Quote from @Dave Skow:

@Mateo Way 1) what would tax repayment amt be ? and what would the DTI increse to with it ? Have you already asked your lender to run the numbers with the payment to see if it might work ? 2) can you take out a retirement account loan ? or even withdraw funds from a 401K or ret account ..3) can you use the seller credit to buy the rate down lower to make ratios better 4) can you use a cash advance on credit card to pay the tax ?


Tax repayment is roughly 20k, a 72 month repayment structure would be roughly $278 per month. Based on our DTI we couldn't take on another payment over roughly $79 a month. I only know those numbers because I asked the lender to run them. Haha…

I’ve gone down the other avenues you’ve mentioned and only hit road blocks there. I am going to look into option 3 and see if that may be a possibility.

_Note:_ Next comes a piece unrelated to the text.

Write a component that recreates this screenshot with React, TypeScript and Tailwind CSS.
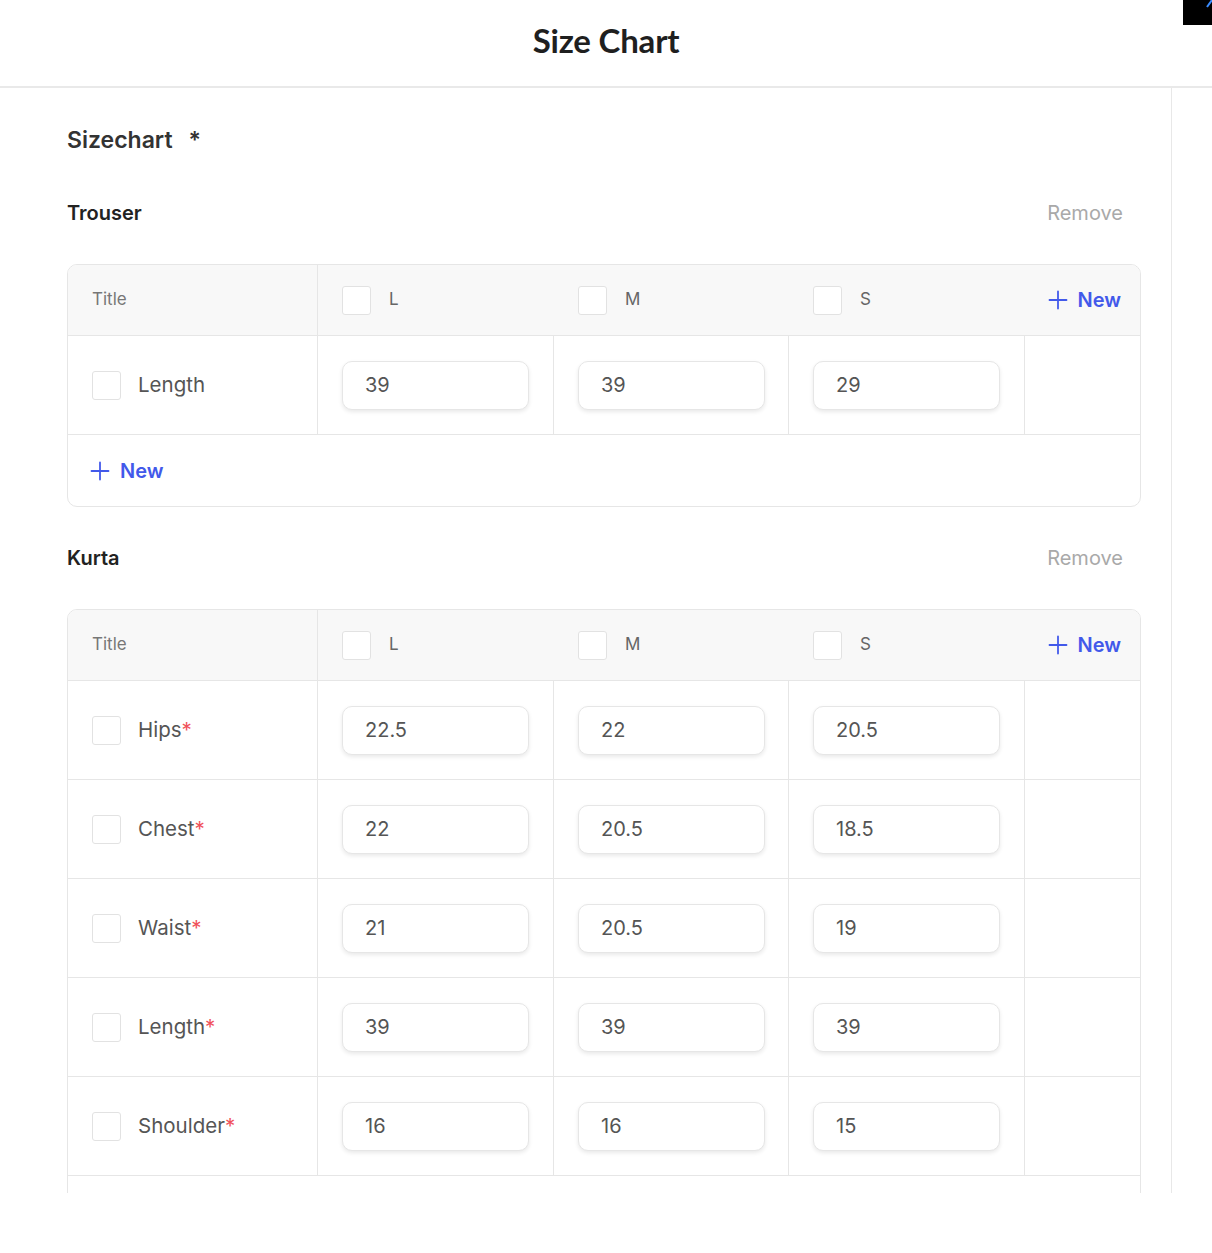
import React from "react";

const Plus = ({ className = "" }: { className?: string }) => (
  <svg viewBox="0 0 20 20" className={className} fill="none" stroke="currentColor" strokeWidth="1.8" strokeLinecap="round">
    <path d="M10 1.5v17M1.5 10h17" />
  </svg>
);

const Check = () => <div className="w-[29px] h-[29px] shrink-0 rounded-[3px] border border-[#e2e2e2] bg-white" />;

const Input = ({ v }: { v: string }) => (
  <div className="w-[187px] h-[49px] rounded-[10px] border border-[#e6e6e6] bg-white shadow-[0_2px_4px_rgba(0,0,0,0.09)] flex items-center pl-[22px] text-[20px] text-[#555]">
    {v}
  </div>
);

const NewBtn = () => (
  <div className="flex items-center gap-[10px] text-[#4259ea] font-semibold text-[20px]">
    <Plus className="w-[20px] h-[20px]" />
    <span>New</span>
  </div>
);

type Row = { label: string; req: boolean; vals: string[] };

const Table = ({ rows, footer }: { rows: Row[]; footer: boolean }) => (
  <div className="rounded-[10px] border border-[#e6e6e6] overflow-hidden">
    <div className="grid grid-cols-[250px_236px_235px_236px_1fr] h-[71px] bg-[#f8f8f8] border-b border-[#e6e6e6]">
      <div className="flex items-center pl-[24px] border-r border-[#e6e6e6] text-[17px] text-[#777]">Title</div>
      {["L", "M", "S"].map((s) => (
        <div key={s} className="flex items-center pl-[24px] gap-[18px] text-[17px] text-[#666]">
          <Check />
          <span>{s}</span>
        </div>
      ))}
      <div className="flex items-center justify-end pr-[19px]">
        <NewBtn />
      </div>
    </div>
    {rows.map((r, i) => (
      <div key={i} className="grid grid-cols-[250px_236px_235px_236px_1fr] h-[99px] border-b border-[#e6e6e6]">
        <div className="flex items-center pl-[24px] gap-[17px] border-r border-[#e6e6e6] text-[20.5px] text-[#555]">
          <Check />
          <span>
            {r.label}
            {r.req && <span className="text-[#f0525b]">*</span>}
          </span>
        </div>
        {r.vals.map((v, j) => (
          <div key={j} className="flex items-center pl-[24px] border-r border-[#e6e6e6]">
            <Input v={v} />
          </div>
        ))}
        <div />
      </div>
    ))}
    <div className="h-[71px] flex items-center pl-[22px]">{footer && <NewBtn />}</div>
  </div>
);

const Section = ({ name, rows, first }: { name: string; rows: Row[]; first?: boolean }) => (
  <div className={first ? "mt-[47px]" : "mt-[39px]"}>
    <div className="flex items-center justify-between pr-[18px] h-[24px]">
      <span className="text-[20px] font-semibold text-[#222]">{name}</span>
      <span className="text-[20px] text-[#a9a9a9]">Remove</span>
    </div>
    <div className="mt-[39px]">
      <Table rows={rows} footer={!!first} />
    </div>
  </div>
);

export default function App() {
  const trouser: Row[] = [{ label: "Length", req: false, vals: ["39", "39", "29"] }];
  const kurta: Row[] = [
    { label: "Hips", req: true, vals: ["22.5", "22", "20.5"] },
    { label: "Chest", req: true, vals: ["22", "20.5", "18.5"] },
    { label: "Waist", req: true, vals: ["21", "20.5", "19"] },
    { label: "Length", req: true, vals: ["39", "39", "39"] },
    { label: "Shoulder", req: true, vals: ["16", "16", "15"] },
  ];
  return (
    <div className="w-[1212px] h-[1253px] bg-white relative" style={{ fontFamily: "Inter, 'Noto Sans', sans-serif" }}>
      <div className="h-[88px] border-b-2 border-[#e9e9e9] flex items-center justify-center">
        <span className="text-[33px] font-bold text-[#1f1f1f] tracking-[-0.2px] pb-[4px]" style={{ fontFamily: "Lato, sans-serif" }}>
          Size Chart
        </span>
      </div>
      <div className="absolute top-0 right-0 w-[29px] h-[25px] bg-black overflow-hidden">
        <svg viewBox="0 0 29 25" className="w-full h-full">
          <path d="M24 7 L29 0" stroke="#3a8cff" strokeWidth="2" />
        </svg>
      </div>
      <div className="w-[1172px] h-[1105px] border-r border-[#e8e8e8] overflow-hidden pl-[67px] pr-[30px] pt-[38px]">
        <div className="h-[28px] flex items-center text-[23px] font-semibold text-[#333]">
          Sizechart<span className="ml-[16px] text-[#333]">*</span>
        </div>
        <Section name="Trouser" rows={trouser} first />
        <Section name="Kurta" rows={kurta} />
      </div>
    </div>
  );
}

Thank you again for all of the suggestions! Greatly appreciated!

Quote from @Kevin Sobilo:

@Mateo Way, ok what is causing your DTI to be 48%? Is there any way to refinance any of those obligations to stretch those out more lowering the payments and thereby lowering your DTI? Even selling a car to drop a car loan could help you get this closed and then figure out how to get another car after.

Another option to explore might be a USDA loan. They do loans in rural areas and offer 100% financing. So, that would lower your down payment and free up some money to go towards that tax debt.


 Between my wife and I we do have a decent amount of “bad debt”. We’ve spent the last 3 years saving and paying it down but our younger selves really dug us a hole. So it’s taking some time. Im going to reach out to our debt consolidation loan and see if we can stretch that payment out further.

I do own 2 cars out right so the option of selling one may help.

Im worried about trying to change the loan product this far into the process as we don’t want the sellers to back out of the deal. I guess it wouldnt hurt asking at this point. Thank you for the insights and suggestions. 

Quote from @Henry Clark:

I’m probably MIS interpreting this. 2021 property tax is the sellers responsibility.   Have the title company withhold the taxes at closing from the seller.  The finance company should be okay with this.   


 Sorry, my post was confusing. The taxes are my personal taxes. Not those of the seller.